Однако так ли уж обязательно было спасать модель Резерфорда? Не проще ли было просто отвергнуть ее и придумать другую? Нужно понять, что у физиков не было выбора. После того как они убедились, что все положительные заряды концентрируются в сердцевине атома — в тесном ядре, — у них уже не было выбора! В самом деле: для отрицательно заряженных электронов (а число их должно было равняться заряду ядра, дабы атом в целом был нейтрален) не оставалось другого места, как вдали от ядра. Представить, что электроны покоятся в отдалении от центра атома, было невозможно: тогда ядро немедленно притянуло бы их. Вообразить их в прямолинейном и равномерном движении было столь же нелепо: тогда они покинули бы пределы атома. Им надлежало двигаться вокруг центра по замкнутым орбитам, чтобы атом не распылился сам собой. И при этом двигаться довольно быстро, чтобы центробежная сила была в состоянии противоборствовать силе притяжения ядра. Образ планетной системы возник по необходимости: вы сами видите — выбора не было.
Но движение по замкнутым орбитам — это движение по кривым, движение с непрерывными поворотами, с неизбежным излучением, с потерями энергии, с неминуемым падением по спирали на неумолимо притягивающее ядро.
Можно было подвергнуть сомнению две вещи — или неумолимость притяжения, или неизбежность излучения. Однако сомневаться во взаимном притяжении положительных и отрицательных зарядов не позволяли ни опыт, ни логика. Опыт подтверждал это постоянно, начиная с той легендарной поры, когда древние греки натирали янтарь и притягивали натертой палочкой всякую мелкую всячину. Само понятие электричества пошло отсюда, потому что по-гречески янтарь — «электрон». Стоней только вспомнил это слово, когда решил в 1891 году дать название еще не открытому гипотетическому единичному заряду. А логика говорила: если нет притяжения со стороны ядра, тогда электроны — вольные птицы, тогда вообще нет атома и не из-за чего копья ломать.
Оставалось усомниться в неизбежности излучения. Вот этой неизбежности вовсе не требовала логика и ее не подтверждал опыт. На ней настаивала лишь старая теория. Логика говорила: если излучение неизбежно, то атом обречен, а так как он устойчив, то, очевидно, такой неизбежности нет. Опыт вопрошал: если излучение обязательно, то оно должно происходить непрерывно, но тогда отчего же спектры атомного излучения прерывисты? Отчего разные атомы дают разные цветовые наборы отдельных спектральных линий?
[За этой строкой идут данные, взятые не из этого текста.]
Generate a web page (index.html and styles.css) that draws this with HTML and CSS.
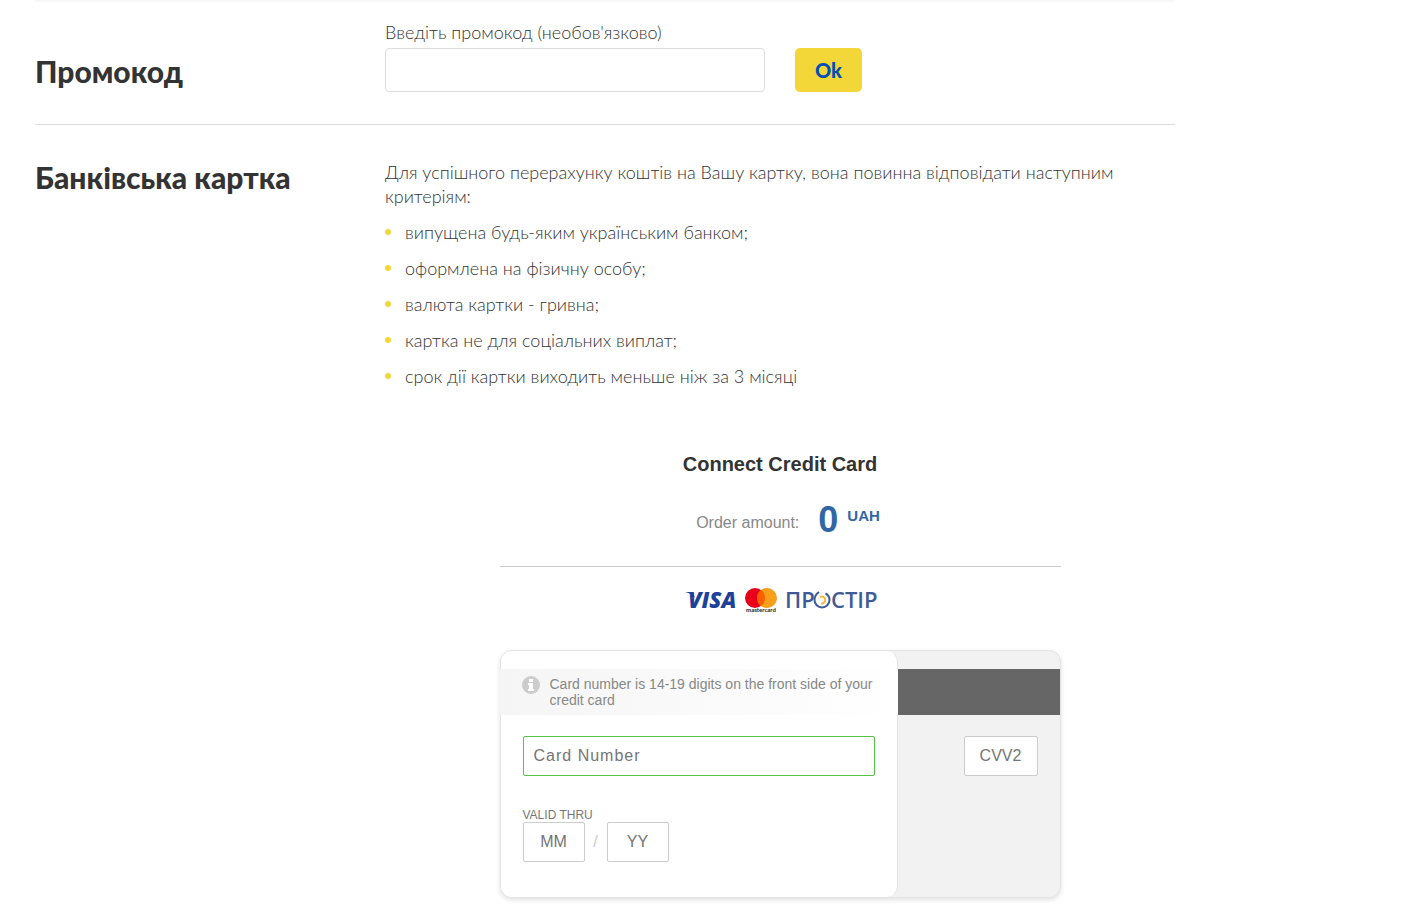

Дело в том, что атомы действительно излучают световую энергию. Мы живем в разноцветном мире. Мириады сигналов о маленьких актах преломления, отражения, излучения света приходят к нам со всех сторон, ото всех веществ. Нет смысла гадать, как выглядел бы наш мир, если бы все атомы на протяжении всей своей жизни непрерывно излучали свет: зрелище такого мира, сотканного из обреченных атомов, было бы кратко, как мгновенный промельк кадра на вдруг оборвавшейся киноленте.
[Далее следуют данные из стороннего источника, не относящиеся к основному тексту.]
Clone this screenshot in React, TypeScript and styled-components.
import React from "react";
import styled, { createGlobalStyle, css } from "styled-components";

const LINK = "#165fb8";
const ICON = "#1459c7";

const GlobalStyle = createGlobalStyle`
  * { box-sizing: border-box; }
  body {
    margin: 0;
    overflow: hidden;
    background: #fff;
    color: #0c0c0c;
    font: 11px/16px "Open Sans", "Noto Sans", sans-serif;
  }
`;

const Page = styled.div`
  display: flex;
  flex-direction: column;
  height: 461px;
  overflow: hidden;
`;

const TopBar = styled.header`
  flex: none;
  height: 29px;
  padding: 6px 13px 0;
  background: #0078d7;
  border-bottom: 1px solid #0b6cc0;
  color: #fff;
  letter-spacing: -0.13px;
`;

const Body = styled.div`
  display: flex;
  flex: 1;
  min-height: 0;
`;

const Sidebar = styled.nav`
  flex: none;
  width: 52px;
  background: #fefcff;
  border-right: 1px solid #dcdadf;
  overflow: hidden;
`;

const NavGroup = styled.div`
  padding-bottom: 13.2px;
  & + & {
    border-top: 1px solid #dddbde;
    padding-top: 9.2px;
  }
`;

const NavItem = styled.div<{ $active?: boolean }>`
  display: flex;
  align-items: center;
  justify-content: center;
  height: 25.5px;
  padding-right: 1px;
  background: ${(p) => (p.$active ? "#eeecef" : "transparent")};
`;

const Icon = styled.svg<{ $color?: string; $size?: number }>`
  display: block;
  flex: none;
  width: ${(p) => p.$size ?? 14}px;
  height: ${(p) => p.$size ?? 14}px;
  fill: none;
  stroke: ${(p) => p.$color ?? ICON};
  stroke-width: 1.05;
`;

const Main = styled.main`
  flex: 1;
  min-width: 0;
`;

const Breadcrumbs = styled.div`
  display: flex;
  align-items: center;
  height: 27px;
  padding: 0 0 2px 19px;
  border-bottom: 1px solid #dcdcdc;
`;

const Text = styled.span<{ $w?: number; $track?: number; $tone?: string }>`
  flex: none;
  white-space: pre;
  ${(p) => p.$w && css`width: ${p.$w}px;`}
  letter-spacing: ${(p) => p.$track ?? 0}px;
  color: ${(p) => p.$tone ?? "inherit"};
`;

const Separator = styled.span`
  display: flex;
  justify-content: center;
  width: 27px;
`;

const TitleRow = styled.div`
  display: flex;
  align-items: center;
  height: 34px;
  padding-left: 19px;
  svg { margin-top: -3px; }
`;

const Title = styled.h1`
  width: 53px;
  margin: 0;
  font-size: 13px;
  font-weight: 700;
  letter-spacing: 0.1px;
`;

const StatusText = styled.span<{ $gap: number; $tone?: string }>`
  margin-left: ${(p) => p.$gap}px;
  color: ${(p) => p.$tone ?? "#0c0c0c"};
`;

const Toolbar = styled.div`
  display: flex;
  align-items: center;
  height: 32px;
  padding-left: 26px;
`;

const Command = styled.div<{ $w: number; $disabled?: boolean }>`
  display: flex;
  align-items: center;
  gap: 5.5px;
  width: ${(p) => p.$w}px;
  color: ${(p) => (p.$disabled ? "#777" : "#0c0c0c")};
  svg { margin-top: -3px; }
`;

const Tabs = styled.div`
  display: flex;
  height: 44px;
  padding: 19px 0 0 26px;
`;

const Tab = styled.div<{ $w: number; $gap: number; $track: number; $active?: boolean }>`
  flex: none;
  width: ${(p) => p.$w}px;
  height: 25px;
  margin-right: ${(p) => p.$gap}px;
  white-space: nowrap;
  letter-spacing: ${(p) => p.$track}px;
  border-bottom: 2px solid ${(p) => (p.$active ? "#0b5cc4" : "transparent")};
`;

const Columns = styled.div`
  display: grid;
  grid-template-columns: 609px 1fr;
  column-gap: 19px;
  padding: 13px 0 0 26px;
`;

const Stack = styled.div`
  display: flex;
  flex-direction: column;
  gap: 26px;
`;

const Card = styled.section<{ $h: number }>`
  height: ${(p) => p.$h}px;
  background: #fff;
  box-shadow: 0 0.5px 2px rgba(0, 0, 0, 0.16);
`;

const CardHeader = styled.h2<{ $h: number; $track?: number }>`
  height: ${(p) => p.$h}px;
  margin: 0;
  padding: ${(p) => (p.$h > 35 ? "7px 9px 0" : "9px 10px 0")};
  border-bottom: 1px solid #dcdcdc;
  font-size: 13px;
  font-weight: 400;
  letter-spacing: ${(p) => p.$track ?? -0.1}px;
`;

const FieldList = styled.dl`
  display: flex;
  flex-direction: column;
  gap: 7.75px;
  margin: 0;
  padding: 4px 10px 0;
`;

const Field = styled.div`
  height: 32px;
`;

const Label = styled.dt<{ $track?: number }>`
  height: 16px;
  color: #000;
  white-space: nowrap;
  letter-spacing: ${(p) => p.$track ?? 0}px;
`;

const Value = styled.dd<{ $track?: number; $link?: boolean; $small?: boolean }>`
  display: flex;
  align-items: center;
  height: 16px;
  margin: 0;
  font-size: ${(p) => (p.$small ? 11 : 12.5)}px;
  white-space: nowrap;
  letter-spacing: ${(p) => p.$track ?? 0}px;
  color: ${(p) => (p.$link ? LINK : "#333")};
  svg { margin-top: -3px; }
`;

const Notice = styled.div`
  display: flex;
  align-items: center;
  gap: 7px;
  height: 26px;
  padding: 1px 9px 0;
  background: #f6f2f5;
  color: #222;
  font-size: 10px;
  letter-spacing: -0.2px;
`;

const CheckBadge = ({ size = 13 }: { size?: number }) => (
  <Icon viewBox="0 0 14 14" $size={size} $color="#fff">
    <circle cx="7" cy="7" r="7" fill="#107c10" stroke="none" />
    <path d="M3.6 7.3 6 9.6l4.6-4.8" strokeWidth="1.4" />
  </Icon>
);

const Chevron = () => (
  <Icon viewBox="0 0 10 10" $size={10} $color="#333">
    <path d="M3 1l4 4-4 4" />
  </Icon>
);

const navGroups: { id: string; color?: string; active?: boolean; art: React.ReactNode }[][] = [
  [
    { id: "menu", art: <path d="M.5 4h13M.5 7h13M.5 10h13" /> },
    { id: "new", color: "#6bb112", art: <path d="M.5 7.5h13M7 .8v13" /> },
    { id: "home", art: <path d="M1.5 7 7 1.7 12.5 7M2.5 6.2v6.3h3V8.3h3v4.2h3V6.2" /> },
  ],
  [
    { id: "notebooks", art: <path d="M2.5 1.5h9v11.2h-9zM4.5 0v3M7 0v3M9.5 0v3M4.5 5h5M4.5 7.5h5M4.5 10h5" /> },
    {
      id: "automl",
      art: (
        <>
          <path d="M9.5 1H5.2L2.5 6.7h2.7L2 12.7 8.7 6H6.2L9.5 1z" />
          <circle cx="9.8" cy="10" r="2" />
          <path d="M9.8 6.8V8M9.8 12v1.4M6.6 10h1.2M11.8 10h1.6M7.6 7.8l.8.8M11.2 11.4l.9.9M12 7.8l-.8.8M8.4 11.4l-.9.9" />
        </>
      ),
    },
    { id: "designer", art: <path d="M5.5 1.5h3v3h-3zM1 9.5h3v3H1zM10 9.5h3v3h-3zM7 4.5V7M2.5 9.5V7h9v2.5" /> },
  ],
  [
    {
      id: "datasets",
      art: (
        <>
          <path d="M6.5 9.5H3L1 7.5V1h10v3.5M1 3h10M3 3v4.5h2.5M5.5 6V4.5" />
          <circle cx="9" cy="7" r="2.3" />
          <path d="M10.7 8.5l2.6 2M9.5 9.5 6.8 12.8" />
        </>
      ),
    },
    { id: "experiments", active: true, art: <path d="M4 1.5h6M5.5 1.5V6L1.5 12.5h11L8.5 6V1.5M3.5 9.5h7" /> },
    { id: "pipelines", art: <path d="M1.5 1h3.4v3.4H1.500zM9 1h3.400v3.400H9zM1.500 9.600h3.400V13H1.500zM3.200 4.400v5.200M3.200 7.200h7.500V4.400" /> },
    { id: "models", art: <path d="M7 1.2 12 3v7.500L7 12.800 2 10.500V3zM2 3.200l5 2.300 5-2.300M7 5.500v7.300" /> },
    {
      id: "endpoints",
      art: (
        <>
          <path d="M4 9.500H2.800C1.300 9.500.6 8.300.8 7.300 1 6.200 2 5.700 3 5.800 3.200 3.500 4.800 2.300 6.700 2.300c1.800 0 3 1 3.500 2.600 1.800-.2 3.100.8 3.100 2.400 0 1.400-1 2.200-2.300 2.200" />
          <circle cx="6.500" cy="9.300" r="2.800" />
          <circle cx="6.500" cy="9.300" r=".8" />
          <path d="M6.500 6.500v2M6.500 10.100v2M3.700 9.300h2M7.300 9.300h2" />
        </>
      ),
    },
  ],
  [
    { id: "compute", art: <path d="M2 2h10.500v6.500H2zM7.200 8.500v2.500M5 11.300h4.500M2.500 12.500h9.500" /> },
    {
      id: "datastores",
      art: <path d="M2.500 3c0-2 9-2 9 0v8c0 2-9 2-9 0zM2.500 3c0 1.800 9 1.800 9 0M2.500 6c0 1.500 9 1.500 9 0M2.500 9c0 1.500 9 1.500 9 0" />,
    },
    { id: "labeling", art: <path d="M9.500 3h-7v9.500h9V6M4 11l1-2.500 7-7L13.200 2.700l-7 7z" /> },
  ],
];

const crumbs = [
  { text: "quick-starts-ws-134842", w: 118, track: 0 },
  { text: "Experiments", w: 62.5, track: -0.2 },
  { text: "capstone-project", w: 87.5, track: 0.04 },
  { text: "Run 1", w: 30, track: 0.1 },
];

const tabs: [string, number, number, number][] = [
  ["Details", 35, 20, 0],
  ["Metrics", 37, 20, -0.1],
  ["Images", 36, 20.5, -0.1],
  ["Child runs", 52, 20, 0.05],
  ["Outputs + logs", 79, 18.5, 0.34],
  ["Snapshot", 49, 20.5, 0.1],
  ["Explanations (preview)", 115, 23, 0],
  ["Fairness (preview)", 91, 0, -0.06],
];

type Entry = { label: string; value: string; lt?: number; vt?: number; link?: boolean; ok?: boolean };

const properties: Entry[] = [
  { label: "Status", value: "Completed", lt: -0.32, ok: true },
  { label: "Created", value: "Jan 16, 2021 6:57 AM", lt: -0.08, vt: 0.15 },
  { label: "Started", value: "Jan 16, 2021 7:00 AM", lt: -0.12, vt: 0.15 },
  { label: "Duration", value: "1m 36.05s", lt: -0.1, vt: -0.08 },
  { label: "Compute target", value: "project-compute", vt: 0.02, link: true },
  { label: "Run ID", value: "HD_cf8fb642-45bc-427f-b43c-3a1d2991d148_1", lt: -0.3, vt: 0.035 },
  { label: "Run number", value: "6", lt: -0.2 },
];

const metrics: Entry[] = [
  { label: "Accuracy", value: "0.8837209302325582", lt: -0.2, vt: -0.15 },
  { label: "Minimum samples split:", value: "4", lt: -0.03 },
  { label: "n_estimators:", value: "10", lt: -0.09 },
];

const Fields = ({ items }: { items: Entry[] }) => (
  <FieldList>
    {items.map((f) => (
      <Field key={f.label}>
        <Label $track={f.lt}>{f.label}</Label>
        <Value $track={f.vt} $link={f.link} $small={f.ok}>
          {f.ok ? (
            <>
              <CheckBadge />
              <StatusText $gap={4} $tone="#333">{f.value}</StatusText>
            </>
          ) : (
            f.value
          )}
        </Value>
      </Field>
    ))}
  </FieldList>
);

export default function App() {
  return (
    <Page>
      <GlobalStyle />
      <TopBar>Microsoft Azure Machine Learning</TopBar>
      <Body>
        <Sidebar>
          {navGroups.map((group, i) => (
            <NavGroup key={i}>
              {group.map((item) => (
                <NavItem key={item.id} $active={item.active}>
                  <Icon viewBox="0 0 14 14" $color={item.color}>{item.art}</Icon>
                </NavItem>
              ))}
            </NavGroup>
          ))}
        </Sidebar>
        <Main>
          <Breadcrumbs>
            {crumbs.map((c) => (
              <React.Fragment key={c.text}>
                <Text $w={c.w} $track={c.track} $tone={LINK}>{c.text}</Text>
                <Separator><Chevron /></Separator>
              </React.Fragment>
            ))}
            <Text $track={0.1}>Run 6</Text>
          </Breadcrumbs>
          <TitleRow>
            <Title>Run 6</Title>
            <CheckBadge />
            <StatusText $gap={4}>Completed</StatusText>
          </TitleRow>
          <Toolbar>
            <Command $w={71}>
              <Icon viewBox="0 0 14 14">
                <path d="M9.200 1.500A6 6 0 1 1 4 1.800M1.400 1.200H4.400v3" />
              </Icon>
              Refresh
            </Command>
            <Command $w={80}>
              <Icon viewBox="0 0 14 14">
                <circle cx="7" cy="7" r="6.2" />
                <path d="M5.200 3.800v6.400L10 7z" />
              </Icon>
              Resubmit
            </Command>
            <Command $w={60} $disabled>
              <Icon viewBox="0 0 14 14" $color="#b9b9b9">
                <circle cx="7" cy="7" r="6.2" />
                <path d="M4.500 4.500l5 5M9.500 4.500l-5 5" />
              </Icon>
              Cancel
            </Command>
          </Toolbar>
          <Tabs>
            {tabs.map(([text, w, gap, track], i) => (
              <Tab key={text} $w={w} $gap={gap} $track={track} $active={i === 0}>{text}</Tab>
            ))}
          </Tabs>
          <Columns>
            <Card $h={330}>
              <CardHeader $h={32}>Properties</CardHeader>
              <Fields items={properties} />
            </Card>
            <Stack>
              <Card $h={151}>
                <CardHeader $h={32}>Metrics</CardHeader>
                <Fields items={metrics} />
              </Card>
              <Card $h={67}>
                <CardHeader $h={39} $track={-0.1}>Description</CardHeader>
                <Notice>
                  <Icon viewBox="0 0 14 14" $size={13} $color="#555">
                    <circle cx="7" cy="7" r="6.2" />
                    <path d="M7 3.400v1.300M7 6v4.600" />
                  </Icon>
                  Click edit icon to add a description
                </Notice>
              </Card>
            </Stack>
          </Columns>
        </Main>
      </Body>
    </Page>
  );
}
Да, атомы излучают. Но совсем не так, как полагалось бы по прогнозам старой теории.
Нужно ли рассказывать, почему в гранях призмы возникает радуга? Световые лучи разной частоты электромагнитных колебаний по-разному преломляются призмой и, входя в нее параллельным пучком, выходят веером. Физики пропускают смешанный световой поток через узкую щель, он падает на призму, и за нею — на экране или на фотопленке — появляется веер изображений щели: каждый луч определенной частоты дает свою фотографию щели — узкую полоску. Это и есть спектральная линия. Когда в смешанном потоке присутствуют лучи любой длины волны, в спектральном веере уже нельзя различить отдельных линий — следуя непрерывно друг за другом, они сливаются в одну сплошную полосу, красную на одном конце и фиолетовую на другом. Они сливаются в радугу.